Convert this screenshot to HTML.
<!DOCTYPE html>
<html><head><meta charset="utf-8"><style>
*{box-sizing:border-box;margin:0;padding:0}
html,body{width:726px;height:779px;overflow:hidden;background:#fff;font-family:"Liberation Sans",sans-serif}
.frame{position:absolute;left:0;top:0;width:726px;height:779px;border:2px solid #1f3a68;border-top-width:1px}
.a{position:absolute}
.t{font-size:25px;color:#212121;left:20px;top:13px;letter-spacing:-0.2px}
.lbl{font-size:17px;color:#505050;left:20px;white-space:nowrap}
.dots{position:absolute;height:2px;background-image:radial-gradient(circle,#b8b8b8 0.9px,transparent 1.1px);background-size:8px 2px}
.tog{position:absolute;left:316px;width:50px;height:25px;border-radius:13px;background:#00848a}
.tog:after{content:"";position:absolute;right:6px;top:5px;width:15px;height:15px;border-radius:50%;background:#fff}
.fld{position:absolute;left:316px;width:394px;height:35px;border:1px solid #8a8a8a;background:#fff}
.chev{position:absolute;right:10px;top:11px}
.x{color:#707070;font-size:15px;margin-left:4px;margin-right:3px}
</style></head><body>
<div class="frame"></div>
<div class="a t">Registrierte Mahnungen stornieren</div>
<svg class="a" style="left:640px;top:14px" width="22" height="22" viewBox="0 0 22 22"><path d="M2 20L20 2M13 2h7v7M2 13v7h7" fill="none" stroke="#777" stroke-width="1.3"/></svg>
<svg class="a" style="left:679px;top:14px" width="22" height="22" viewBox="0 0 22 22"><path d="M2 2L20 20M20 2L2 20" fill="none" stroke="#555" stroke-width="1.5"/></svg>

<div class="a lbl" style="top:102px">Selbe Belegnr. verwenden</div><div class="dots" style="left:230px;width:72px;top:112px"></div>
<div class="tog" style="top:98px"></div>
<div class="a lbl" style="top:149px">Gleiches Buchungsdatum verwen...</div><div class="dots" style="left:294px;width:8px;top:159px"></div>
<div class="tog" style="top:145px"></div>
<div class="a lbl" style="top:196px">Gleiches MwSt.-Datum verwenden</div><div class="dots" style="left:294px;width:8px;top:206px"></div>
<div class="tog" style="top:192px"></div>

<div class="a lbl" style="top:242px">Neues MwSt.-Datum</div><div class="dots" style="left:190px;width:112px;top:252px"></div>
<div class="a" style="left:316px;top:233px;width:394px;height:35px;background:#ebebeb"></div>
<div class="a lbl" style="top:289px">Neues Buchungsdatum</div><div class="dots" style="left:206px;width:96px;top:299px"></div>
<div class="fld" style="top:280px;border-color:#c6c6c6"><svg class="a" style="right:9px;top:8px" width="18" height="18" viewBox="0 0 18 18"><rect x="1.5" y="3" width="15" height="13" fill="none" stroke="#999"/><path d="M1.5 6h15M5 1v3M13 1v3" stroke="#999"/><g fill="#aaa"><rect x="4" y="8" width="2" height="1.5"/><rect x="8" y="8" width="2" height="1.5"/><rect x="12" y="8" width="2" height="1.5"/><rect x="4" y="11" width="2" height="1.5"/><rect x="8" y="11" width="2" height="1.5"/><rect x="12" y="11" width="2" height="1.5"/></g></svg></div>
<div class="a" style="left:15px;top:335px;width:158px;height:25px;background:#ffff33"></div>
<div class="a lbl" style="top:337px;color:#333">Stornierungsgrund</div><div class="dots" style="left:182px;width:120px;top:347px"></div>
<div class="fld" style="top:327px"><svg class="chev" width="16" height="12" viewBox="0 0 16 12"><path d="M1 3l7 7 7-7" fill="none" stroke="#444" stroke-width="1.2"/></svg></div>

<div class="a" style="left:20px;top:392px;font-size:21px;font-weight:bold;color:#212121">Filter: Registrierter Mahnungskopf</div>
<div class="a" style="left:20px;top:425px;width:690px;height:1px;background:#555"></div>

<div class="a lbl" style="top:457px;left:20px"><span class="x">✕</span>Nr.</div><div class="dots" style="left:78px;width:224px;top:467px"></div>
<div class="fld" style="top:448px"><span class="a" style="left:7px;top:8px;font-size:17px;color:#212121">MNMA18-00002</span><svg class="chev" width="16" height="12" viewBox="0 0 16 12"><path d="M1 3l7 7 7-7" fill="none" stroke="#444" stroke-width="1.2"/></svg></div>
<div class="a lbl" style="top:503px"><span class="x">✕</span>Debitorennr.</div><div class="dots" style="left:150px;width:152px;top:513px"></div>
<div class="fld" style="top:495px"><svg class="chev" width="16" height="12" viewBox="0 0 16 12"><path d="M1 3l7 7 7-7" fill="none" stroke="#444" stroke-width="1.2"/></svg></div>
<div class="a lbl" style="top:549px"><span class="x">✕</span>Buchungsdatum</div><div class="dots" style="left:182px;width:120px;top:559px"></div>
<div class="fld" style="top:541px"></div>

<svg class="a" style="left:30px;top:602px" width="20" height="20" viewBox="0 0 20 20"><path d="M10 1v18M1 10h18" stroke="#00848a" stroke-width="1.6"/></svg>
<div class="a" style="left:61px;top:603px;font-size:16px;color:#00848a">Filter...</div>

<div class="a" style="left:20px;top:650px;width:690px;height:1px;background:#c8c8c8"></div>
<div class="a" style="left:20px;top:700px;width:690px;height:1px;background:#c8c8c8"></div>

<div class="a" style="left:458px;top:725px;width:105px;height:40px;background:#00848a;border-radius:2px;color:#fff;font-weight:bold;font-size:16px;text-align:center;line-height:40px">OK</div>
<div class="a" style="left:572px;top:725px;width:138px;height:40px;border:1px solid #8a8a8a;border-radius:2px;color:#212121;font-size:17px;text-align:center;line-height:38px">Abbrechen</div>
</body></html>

+++

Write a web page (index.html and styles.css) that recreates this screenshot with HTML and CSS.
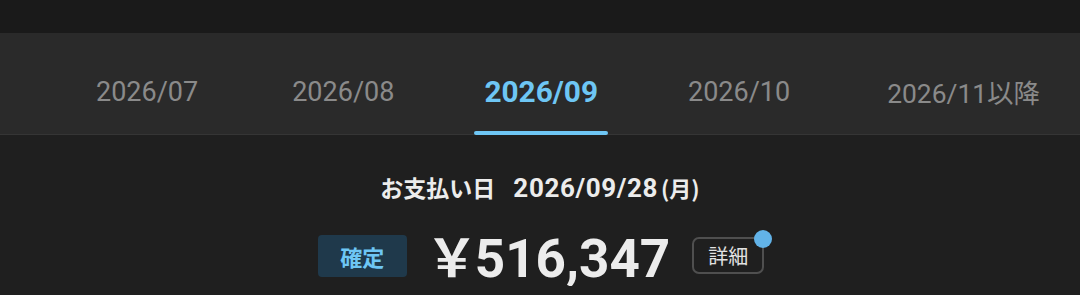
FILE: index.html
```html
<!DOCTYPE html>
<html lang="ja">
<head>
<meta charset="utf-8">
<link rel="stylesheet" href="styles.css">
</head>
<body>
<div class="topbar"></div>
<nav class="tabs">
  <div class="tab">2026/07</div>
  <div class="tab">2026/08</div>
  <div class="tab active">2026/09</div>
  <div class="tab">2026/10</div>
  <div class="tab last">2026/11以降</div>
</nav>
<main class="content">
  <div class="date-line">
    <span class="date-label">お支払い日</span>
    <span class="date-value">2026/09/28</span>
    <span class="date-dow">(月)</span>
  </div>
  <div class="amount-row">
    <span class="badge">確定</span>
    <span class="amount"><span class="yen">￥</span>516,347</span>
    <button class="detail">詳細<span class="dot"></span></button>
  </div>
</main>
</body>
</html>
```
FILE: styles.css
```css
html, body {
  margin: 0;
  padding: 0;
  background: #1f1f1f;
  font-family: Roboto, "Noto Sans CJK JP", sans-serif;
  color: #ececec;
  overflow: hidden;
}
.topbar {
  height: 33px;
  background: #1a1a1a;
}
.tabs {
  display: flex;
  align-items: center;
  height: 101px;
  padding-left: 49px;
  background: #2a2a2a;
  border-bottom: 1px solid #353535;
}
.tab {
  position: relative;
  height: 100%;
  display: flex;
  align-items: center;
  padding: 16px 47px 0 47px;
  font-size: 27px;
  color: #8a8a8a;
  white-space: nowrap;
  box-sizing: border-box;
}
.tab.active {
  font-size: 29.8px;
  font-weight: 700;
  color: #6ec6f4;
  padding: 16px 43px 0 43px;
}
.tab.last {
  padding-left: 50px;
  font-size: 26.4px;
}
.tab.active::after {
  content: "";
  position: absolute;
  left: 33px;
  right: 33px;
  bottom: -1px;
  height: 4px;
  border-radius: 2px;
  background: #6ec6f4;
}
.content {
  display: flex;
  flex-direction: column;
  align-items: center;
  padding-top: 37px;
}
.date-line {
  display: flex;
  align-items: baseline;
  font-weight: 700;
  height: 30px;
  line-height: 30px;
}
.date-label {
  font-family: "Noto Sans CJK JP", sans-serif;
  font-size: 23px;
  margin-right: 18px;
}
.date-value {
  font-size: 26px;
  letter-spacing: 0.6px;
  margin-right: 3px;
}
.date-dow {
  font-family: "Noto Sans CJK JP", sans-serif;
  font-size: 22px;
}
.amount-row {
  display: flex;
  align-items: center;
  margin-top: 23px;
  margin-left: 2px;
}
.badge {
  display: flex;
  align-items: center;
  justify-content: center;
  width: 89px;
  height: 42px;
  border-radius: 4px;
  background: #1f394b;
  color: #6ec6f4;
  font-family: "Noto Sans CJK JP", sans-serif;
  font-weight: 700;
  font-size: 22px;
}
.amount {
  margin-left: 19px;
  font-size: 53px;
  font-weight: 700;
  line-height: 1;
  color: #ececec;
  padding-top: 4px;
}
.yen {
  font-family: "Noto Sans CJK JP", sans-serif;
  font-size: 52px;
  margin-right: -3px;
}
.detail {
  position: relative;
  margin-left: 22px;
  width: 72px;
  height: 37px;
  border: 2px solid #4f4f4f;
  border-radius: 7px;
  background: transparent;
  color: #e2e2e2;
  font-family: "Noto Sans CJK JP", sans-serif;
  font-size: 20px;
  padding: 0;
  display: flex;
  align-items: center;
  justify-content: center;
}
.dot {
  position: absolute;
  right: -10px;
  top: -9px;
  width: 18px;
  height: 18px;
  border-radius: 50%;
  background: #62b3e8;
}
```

+++

Find the lines containing "this" and list every one of them.

*The output*
Convert this screenshot to HTML.
Write a web page (index.html and styles.css) that recreates this screenshot with HTML and CSS.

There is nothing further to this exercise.